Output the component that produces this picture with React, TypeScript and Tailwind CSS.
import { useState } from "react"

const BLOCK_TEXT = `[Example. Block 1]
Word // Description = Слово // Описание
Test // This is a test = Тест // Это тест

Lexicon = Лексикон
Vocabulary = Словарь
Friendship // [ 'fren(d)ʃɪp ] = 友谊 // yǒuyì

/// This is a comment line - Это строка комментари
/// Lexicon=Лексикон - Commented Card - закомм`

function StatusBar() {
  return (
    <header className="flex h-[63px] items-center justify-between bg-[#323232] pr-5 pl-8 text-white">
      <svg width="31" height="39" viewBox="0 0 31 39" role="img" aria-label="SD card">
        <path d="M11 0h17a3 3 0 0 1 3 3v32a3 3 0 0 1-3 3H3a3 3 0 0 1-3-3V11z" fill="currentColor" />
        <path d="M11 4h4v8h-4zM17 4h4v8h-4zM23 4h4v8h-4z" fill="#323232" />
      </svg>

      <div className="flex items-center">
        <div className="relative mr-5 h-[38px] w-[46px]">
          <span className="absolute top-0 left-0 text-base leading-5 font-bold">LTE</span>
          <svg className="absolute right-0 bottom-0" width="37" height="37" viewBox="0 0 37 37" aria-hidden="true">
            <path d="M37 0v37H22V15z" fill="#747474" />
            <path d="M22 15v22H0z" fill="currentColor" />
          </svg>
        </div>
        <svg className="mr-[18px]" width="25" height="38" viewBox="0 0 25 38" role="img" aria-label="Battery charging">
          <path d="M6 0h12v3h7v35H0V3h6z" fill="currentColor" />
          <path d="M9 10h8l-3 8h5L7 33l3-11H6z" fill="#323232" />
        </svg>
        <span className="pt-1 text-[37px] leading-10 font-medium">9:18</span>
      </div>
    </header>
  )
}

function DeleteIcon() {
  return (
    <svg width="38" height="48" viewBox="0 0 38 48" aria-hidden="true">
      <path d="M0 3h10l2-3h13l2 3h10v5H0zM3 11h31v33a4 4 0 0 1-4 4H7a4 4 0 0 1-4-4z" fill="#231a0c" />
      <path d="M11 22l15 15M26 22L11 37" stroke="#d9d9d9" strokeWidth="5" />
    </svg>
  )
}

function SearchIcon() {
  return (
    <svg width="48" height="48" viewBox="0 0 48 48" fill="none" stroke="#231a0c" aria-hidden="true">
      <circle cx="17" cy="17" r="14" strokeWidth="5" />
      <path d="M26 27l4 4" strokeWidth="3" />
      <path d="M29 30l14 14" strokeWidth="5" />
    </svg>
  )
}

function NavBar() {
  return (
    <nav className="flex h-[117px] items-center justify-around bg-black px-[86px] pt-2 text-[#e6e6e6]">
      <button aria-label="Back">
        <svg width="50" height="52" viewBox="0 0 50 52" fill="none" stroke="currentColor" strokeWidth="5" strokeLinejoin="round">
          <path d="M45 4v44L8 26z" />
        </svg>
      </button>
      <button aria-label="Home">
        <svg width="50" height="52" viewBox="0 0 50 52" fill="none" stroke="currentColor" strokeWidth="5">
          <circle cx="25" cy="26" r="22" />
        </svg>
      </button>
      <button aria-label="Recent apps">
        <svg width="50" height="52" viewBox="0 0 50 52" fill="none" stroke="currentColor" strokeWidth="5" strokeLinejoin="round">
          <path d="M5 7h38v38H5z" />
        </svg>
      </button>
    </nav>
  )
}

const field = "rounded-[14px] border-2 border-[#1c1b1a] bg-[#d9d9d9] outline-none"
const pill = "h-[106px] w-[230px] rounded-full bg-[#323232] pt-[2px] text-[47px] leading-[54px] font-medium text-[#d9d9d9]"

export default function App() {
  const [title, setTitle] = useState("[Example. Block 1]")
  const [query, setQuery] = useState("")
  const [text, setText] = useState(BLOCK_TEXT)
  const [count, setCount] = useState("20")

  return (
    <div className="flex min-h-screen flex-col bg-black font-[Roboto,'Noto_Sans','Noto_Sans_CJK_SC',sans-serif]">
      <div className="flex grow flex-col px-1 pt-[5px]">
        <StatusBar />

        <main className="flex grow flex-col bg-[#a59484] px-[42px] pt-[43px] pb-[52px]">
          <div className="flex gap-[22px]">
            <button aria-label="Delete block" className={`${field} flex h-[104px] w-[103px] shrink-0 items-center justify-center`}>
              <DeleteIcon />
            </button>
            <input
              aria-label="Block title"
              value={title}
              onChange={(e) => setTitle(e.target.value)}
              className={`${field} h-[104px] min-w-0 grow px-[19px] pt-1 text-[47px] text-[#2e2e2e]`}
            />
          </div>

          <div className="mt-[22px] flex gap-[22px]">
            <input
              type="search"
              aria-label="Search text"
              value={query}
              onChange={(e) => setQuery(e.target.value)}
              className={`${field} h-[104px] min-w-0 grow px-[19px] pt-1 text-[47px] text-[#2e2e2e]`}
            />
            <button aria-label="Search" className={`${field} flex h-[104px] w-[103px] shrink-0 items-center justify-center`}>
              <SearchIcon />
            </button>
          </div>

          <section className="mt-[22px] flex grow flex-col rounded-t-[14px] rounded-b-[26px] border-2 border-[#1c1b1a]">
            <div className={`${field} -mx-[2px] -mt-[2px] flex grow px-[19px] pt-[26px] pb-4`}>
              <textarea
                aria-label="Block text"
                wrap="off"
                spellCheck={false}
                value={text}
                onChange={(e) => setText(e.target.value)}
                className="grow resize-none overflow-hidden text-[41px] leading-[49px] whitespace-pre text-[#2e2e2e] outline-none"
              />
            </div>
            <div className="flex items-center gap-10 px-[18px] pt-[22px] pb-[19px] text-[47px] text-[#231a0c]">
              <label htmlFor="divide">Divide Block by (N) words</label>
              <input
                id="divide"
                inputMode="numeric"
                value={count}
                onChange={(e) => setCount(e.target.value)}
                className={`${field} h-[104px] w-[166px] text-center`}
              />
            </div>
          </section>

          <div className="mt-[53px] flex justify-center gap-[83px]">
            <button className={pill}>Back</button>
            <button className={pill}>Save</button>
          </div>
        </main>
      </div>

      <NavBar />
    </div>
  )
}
####################
Write out a verbatim copy of the data, beginning with its first line and ending with the line that contains "Test // This is a test = Тест // Это тест".

> **Reply to the task**:
Output the component that produces this picture with React, TypeScript and Tailwind CSS.
import { useState } from "react"

const BLOCK_TEXT = `[Example. Block 1]
Word // Description = Слово // Описание
Test // This is a test = Тест // Это тест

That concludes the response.